Ora, eu tenho o hábito de, após assistir a um filme, procurar ler toda a crítica especializada sobre ele. Aprendo muito. Há poucos dias assisti ao filme "45 anos". Ele é curto, do diretor sueco Andrew Haigh, com apenas dois artistas centrais: Charlotte Rampling e Tom Courteney. Ela está perfeita e foi indicada ao Oscar por esse filme lançado no Festival de Berlim, em fevereiro de 2015.
A trama é simples: um casal prepara sua festa de 45 anos de casados. A vida como ela é, os rituais diários comuns de um casal de velhos sem filhos; o filme é ótimo, meio lento, mas perfeito. Eis que, de repente, o velho fica sabendo que encontraram o corpo congelado de uma namorada que ele teve no passado. Os dois, muito jovens, escalavam um pico gelado e ela caiu, morreu e só agora, cinquenta anos depois, localizaram o corpo, que permanecia intacto, perfeito, como se ela tivesse vinte e poucos anos.
Convidam o velho para reconhecer o corpo e ele tem dúvida se fará a longa viagem. A partir daí, todas as lembranças da juventude voltam, a esposa acaba infeliz, com ciúmes e as dúvidas, as cismas quase destroem o casamento do velho casal: fotos antigas, diálogos, confissões, até uma possível gravidez da morta. Nada fica evidente, o final é totalmente aberto e acontece a festa dos 45 anos. Tudo transcorre bem, inclusive com a confissão pública do marido, que ama muito sua esposa.
O filme foi bem recebido pela crítica, ganhou prêmios famosos, como o BAFTA e o melhor filme estrangeiro, assim como inúmeras indicações para melhor atriz, ator e diretor.
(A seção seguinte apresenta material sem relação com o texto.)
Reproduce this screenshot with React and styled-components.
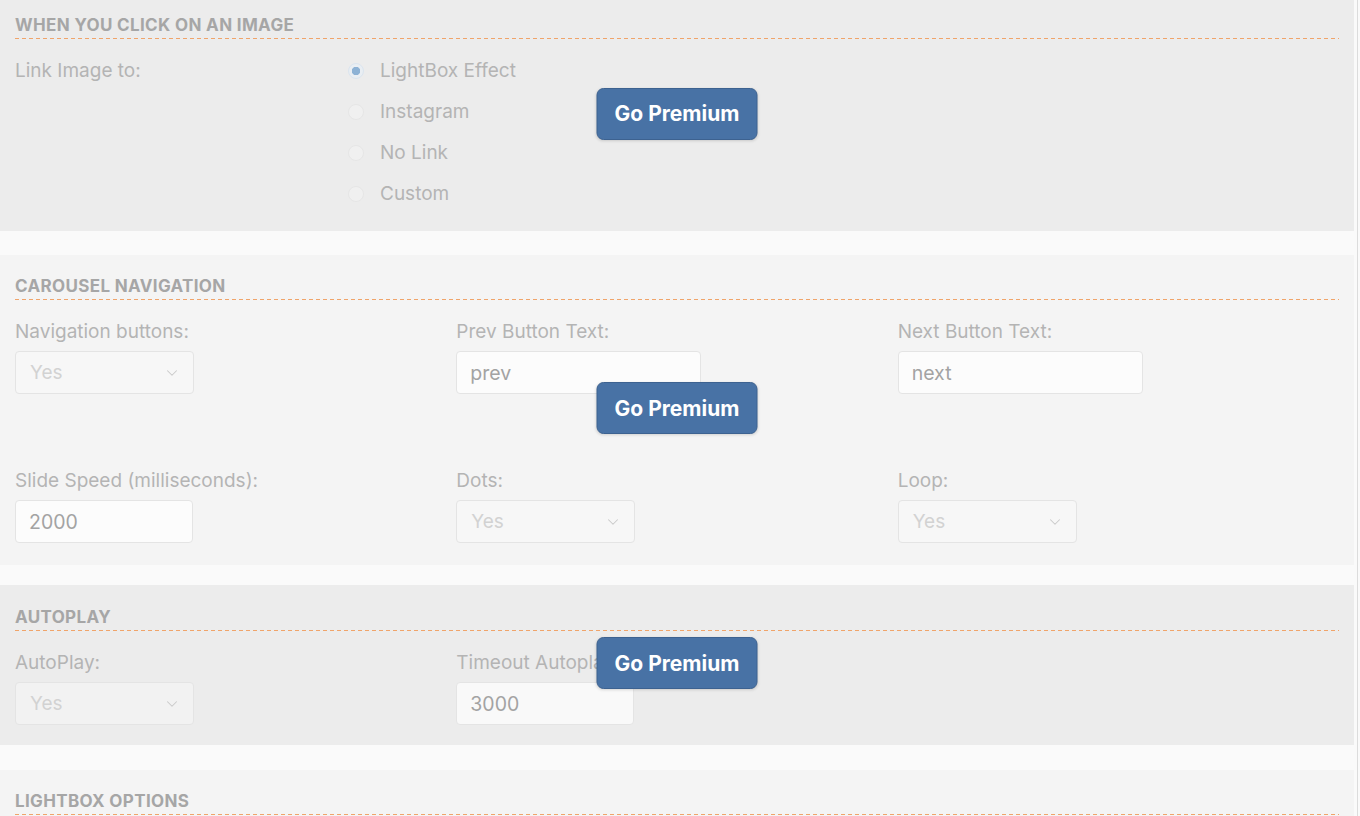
import React from "react";
import styled, { createGlobalStyle } from "styled-components";
import { ChevronDown } from "lucide-react";

const GlobalStyle = createGlobalStyle`
  body {
    margin: 0;
    background: #fafafa;
    font-family: Inter, Roboto, "Liberation Sans", Arial, sans-serif;
    overflow: hidden;
  }
`;

export default function App() {
  return (
    <>
      <GlobalStyle />
      <Page>
        <Section $tone="dark" $pt={14} $pb={25}>
          <Heading>When you click on an image</Heading>
          <LinkRow>
            <Label>Link Image to:</Label>
            <RadioList>
              {["LightBox Effect", "Instagram", "No Link", "Custom"].map((opt, i) => (
                <RadioOption key={opt}>
                  <RadioDot $checked={i === 0} />
                  {opt}
                </RadioOption>
              ))}
            </RadioList>
          </LinkRow>
          <PremiumButton>Go Premium</PremiumButton>
        </Section>

        <Section $tone="light" $mt={24} $pt={20} $pb={22}>
          <Heading>Carousel Navigation</Heading>
          <FieldGrid>
            <Field>
              <Label>Navigation buttons:</Label>
              <Select value="Yes" />
            </Field>
            <Field>
              <Label>Prev Button Text:</Label>
              <TextInput $wide>prev</TextInput>
            </Field>
            <Field>
              <Label>Next Button Text:</Label>
              <TextInput $wide>next</TextInput>
            </Field>
            <Field>
              <Label>Slide Speed (milliseconds):</Label>
              <TextInput>2000</TextInput>
            </Field>
            <Field>
              <Label>Dots:</Label>
              <Select value="Yes" />
            </Field>
            <Field>
              <Label>Loop:</Label>
              <Select value="Yes" />
            </Field>
          </FieldGrid>
          <PremiumButton>Go Premium</PremiumButton>
        </Section>

        <Section $tone="dark" $mt={20} $pt={21} $pb={20}>
          <Heading>Autoplay</Heading>
          <FieldGrid>
            <Field>
              <Label>AutoPlay:</Label>
              <Select value="Yes" />
            </Field>
            <Field>
              <Label>Timeout Autoplay:</Label>
              <TextInput>3000</TextInput>
            </Field>
          </FieldGrid>
          <PremiumButton>Go Premium</PremiumButton>
        </Section>

        <Section $tone="light" $mt={25} $pt={20} $pb={40}>
          <Heading>Lightbox Options</Heading>
        </Section>
      </Page>
    </>
  );
}

const Select = ({ value }) => (
  <SelectBox>
    <span>{value}</span>
    <ChevronDown size={18} strokeWidth={1.4} color="#c9c9c9" />
  </SelectBox>
);

const Page = styled.div`
  width: 1354px;
  padding-right: 3px;
  border-right: 1px solid #dcdcdc;
  min-height: 816px;
  display: flex;
  flex-direction: column;
`;

const Section = styled.section`
  position: relative;
  margin-top: ${({ $mt }) => $mt || 0}px;
  padding: ${({ $pt }) => $pt}px 15px ${({ $pb }) => $pb}px;
  background: ${({ $tone }) => ($tone === "dark" ? "#ececec" : "#f4f4f4")};
`;

const Heading = styled.h3`
  position: relative;
  margin: 0 0 19px;
  padding-bottom: 3px;
  font-size: 17px;
  letter-spacing: 0.35px;
  line-height: 22px;
  font-weight: 700;
  text-transform: uppercase;
  color: #a6a6a6;

  &::after {
    content: "";
    position: absolute;
    left: 0;
    right: 0;
    bottom: 0;
    height: 1px;
    background: repeating-linear-gradient(
      to right,
      #f0a46a 0 4px,
      transparent 4px 7px
    );
  }
`;

const LinkRow = styled.div`
  display: grid;
  grid-template-columns: 25% 1fr;
`;

const Label = styled.div`
  font-size: 19px;
  line-height: 24px;
  padding-top: 1px;
  height: 23px;
  color: #b4b4b4;
  margin-bottom: 8px;
`;

const RadioList = styled.div`
  display: flex;
  flex-direction: column;
  gap: 17px;
  padding: 1px 0 0 2px;
`;

const RadioOption = styled.div`
  display: flex;
  align-items: center;
  gap: 16px;
  font-size: 19px;
  line-height: 24px;
  color: #b4b4b4;
`;

const RadioDot = styled.span`
  width: 16px;
  height: 16px;
  border-radius: 50%;
  box-sizing: border-box;
  border: 1px solid ${({ $checked }) => ($checked ? "#dbe5ef" : "#e6e6e6")};
  background: ${({ $checked }) =>
    $checked ? "radial-gradient(circle, #8db2d5 0 4px, #e9eef3 4.5px)" : "#f0f0f0"};
`;

const FieldGrid = styled.div`
  display: grid;
  grid-template-columns: repeat(3, 1fr);
  row-gap: 74px;
`;

const Field = styled.div`
  display: flex;
  flex-direction: column;
  align-items: flex-start;
`;

const SelectBox = styled.div`
  box-sizing: border-box;
  width: 179px;
  height: 43px;
  padding: 0 12px 0 14px;
  display: flex;
  align-items: center;
  justify-content: space-between;
  border: 1px solid #e4e4e4;
  border-radius: 4px;
  background: rgba(255, 255, 255, 0.3);
  font-size: 19px;
  color: #d2d2d2;
`;

const TextInput = styled.div`
  box-sizing: border-box;
  width: ${({ $wide }) => ($wide ? 245 : 178)}px;
  height: 43px;
  padding: 0 13px;
  display: flex;
  align-items: center;
  border: 1px solid #e4e4e4;
  border-radius: 4px;
  background: rgba(255, 255, 255, 0.7);
  font-size: 19.5px;
  color: #a3a3a3;
`;

const PremiumButton = styled.button`
  position: absolute;
  top: calc(50% - 2px);
  left: 50%;
  transform: translate(-50%, -50%);
  width: 161px;
  height: 52px;
  border: 1px solid #3d6290;
  border-radius: 7px;
  background: #4872a5;
  box-shadow: 0 1px 3px rgba(0, 0, 0, 0.15);
  color: #fff;
  font-family: Inter, Roboto, "Liberation Sans", Arial, sans-serif;
  font-size: 21px;
  font-weight: 700;
  padding: 0;
  cursor: pointer;
`;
O mais notável, contudo, é a mensagem subliminar, universal, que o filme traz: a lição maior que o passado é como uma faca que atravessa e secciona o presente. Lembrei-me então da filosofia de Machado de Assis: "Enterre o passado em uma tumba, com o epitáfio: Descanse em paz". Há fatos no passado que não devem ser mexidos, são sagrados, invioláveis.
Comentando isto com um saudosista exacerbado, ele me alertou: o passado deve ser lembrado sim, mas só os episódios felizes. É algo que faz bem para a alma. As dores, as tragédias, as doenças, paixões infelizes e trágicas, tudo deve ser bem guardado a sete chaves, como um Arquivo X, particular; a ele só terá acesso o/a protagonista, a personagem principal da história.
Aí deduzi, parafraseando o Mago de Cordisburgo: Reviver é perigoso. Pode ser um sonho dourado, ou um amargo pesadelo.